I did a Ph. D at Harvard in African and African American studies and my focus was on historical slavery in Africa,” she says. “A couple of years into that project, I was surfing the web and ran across an article in the New York Times about women who were being trafficked. Though I had seen prostitution my whole life, it hadn’t occurred to me how dire it was and I suddenly realized that what I was looking at was modern-day slavery. And it shocked me that I was talking about slavery in the past and not addressing slavery in the present.”

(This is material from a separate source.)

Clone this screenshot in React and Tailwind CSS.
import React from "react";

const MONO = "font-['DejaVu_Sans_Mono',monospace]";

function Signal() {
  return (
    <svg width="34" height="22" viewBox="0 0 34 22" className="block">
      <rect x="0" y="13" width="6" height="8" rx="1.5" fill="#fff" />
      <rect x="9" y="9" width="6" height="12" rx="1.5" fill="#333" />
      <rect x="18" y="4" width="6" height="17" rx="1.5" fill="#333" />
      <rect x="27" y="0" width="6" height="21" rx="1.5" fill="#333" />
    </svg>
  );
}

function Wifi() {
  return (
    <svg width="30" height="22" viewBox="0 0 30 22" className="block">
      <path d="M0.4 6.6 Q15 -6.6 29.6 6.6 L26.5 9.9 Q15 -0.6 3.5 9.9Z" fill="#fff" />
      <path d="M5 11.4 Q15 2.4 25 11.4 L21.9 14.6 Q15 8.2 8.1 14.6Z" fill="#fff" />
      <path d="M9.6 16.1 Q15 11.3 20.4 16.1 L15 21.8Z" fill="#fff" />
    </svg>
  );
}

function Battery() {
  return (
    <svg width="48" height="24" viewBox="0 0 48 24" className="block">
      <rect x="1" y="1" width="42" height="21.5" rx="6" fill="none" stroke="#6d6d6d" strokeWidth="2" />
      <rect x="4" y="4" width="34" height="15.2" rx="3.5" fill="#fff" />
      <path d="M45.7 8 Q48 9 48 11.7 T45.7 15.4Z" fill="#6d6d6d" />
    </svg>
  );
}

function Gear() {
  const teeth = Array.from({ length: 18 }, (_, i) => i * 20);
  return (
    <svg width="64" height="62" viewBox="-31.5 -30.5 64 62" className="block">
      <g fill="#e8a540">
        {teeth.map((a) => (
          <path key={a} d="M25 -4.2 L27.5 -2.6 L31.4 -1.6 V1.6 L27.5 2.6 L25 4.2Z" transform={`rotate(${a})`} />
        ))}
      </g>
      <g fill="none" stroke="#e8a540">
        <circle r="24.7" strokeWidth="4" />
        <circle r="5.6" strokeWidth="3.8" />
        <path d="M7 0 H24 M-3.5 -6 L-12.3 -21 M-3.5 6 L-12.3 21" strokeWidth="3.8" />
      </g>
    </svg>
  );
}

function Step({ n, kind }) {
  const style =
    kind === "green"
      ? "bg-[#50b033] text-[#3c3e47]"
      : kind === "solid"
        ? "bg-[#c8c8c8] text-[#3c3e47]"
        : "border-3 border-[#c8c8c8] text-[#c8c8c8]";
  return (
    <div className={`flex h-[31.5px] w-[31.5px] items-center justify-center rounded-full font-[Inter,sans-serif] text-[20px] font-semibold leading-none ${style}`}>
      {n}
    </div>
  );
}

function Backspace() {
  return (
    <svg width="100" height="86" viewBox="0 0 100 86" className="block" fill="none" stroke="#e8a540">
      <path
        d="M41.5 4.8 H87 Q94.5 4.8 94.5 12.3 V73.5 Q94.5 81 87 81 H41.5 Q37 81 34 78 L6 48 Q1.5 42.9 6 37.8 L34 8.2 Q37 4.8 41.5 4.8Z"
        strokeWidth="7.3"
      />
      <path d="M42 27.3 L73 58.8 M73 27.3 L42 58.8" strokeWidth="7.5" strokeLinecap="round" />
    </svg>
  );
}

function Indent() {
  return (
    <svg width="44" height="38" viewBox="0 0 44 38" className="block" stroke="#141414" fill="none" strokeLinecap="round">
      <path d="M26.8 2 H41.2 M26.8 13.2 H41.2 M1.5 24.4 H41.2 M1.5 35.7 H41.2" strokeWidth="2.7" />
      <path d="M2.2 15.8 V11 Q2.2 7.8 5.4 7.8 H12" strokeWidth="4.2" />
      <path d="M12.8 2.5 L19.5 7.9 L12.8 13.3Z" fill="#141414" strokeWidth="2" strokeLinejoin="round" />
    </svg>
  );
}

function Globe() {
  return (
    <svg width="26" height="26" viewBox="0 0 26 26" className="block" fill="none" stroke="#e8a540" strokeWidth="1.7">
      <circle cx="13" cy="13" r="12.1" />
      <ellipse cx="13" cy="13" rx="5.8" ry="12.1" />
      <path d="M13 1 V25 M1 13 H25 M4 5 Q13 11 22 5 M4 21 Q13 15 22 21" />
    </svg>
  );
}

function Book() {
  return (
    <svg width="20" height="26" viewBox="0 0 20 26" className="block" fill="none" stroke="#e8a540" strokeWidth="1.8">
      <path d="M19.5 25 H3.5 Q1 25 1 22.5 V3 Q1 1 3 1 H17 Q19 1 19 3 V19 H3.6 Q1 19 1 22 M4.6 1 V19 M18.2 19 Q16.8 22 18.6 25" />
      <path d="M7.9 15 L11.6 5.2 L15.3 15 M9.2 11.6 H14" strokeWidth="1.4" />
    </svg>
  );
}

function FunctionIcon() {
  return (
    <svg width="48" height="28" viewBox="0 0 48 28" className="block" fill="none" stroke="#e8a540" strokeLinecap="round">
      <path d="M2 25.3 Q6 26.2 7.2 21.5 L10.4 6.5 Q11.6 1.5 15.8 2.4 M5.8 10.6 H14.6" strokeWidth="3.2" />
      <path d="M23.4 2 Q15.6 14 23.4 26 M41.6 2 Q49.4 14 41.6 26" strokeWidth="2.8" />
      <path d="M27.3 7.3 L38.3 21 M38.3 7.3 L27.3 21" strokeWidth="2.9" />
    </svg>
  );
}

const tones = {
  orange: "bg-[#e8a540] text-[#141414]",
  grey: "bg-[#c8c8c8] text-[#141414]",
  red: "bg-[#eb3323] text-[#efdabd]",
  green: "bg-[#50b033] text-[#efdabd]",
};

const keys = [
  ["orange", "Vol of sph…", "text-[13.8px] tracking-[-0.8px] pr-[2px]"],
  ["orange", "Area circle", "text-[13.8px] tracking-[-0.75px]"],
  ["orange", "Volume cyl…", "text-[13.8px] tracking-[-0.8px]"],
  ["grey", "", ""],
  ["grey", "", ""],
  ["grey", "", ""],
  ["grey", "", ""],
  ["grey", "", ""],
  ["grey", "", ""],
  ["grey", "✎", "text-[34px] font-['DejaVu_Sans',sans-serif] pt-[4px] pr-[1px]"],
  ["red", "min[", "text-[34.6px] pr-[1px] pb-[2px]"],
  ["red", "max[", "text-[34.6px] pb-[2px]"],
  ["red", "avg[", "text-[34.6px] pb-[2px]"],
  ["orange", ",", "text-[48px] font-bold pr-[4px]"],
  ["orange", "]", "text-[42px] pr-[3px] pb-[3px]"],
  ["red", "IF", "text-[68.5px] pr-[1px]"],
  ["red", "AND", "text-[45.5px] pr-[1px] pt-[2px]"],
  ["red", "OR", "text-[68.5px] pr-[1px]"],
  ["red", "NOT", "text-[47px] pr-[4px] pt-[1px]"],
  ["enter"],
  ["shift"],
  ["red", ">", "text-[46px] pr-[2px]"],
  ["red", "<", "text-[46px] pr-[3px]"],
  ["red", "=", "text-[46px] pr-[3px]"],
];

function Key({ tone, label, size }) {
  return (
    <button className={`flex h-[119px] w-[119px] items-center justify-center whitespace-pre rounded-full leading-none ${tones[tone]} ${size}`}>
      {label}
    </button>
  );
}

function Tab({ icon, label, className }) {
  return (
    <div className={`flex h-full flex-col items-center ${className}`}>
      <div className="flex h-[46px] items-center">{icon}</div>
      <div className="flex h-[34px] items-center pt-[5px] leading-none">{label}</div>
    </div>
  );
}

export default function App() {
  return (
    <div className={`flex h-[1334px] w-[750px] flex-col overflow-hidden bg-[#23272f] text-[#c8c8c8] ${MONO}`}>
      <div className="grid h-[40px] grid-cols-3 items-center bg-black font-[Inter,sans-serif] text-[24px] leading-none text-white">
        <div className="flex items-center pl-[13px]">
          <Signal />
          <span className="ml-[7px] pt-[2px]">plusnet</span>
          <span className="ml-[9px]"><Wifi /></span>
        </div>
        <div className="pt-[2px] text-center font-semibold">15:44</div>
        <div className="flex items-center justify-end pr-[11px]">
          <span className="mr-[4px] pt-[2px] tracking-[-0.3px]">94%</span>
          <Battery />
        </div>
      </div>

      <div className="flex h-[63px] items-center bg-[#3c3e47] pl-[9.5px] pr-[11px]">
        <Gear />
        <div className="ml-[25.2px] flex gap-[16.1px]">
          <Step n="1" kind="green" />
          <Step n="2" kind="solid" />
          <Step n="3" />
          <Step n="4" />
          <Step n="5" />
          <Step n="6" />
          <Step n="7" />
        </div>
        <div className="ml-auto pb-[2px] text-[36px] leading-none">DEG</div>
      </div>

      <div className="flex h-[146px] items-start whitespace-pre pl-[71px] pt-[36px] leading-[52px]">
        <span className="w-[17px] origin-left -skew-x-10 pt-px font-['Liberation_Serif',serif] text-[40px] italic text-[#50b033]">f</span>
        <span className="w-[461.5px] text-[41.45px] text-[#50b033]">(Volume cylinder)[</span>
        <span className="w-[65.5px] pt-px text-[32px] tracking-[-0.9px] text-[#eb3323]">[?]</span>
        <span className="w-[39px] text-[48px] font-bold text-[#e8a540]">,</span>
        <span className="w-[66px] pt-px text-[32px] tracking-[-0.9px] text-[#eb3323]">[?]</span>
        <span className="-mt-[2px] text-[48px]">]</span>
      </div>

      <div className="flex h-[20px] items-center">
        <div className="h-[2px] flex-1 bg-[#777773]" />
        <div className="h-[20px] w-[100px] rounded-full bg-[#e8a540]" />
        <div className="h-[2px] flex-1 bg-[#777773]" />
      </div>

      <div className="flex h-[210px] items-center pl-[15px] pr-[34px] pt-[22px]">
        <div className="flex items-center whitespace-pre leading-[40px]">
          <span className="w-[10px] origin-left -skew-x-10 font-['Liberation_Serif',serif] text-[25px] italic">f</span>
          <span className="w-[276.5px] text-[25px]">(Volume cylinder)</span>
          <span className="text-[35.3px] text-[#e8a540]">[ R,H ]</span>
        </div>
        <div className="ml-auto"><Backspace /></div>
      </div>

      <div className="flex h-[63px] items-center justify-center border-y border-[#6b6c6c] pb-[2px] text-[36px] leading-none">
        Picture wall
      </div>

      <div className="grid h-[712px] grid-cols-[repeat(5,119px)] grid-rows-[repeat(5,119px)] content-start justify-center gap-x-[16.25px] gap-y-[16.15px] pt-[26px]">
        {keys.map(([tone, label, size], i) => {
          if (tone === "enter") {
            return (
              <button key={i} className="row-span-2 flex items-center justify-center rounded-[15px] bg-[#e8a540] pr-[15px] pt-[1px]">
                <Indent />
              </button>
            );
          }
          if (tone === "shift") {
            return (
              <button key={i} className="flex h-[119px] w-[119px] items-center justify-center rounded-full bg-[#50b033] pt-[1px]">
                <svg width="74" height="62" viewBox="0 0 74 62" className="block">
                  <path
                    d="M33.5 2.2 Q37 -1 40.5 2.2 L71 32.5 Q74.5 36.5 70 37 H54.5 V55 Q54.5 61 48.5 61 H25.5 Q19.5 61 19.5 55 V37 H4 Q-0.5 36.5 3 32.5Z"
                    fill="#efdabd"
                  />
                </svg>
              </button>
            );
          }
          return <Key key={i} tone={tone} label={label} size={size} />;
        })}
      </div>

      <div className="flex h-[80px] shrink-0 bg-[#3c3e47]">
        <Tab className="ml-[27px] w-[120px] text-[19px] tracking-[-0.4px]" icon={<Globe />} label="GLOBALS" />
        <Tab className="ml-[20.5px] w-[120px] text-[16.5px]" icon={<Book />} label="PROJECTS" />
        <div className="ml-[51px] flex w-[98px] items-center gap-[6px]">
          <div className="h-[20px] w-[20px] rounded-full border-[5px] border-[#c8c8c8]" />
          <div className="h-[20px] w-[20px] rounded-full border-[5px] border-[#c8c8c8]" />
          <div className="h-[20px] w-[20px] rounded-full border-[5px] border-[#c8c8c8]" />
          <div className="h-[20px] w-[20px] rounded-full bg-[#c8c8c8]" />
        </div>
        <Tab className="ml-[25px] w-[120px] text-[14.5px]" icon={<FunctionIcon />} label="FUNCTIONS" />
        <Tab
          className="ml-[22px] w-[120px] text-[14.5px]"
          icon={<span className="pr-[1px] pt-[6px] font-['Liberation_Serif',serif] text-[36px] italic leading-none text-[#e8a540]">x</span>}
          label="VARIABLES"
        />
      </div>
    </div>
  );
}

So, after 14 years away from the New Orleans area, some time living in China and in Africa, Murphy returned to New Orleans to join the faculty of Loyola University. Now she is deeply involved in a subject some know little about and others prefer not to think about at all. Because it is extremely difficult to gather information about modern-day slavery and human trafficking, Murphy applied for and has just received a grant to try to understand what is happening in New Orleans.

“The grant I received is a small grant but enough to get the job started to produce a white paper which essentially assesses what we know today about what’s going on in the southeast Louisiana region,” she explains. “Then we can talk about what future research and future resources we need.”

In the past few weeks, in 76 cities across the country including New Orleans, the FBI and local law enforcement personnel arrested 152 people and recovered more than 100 children forced into prostitution. But, says Murphy, these are not the only victims of human trafficking.

“Labor trafficking around the country is getting far too little attention,” she says. “There are thousands of people in our country exploited for their labor; immigrants and people from the United States who are being overlooked. We need to pay much more attention to grown adults, men, laborers and immigrants who, desperate for work, are vulnerable to exploitation. We need to do a much better job of looking at that.”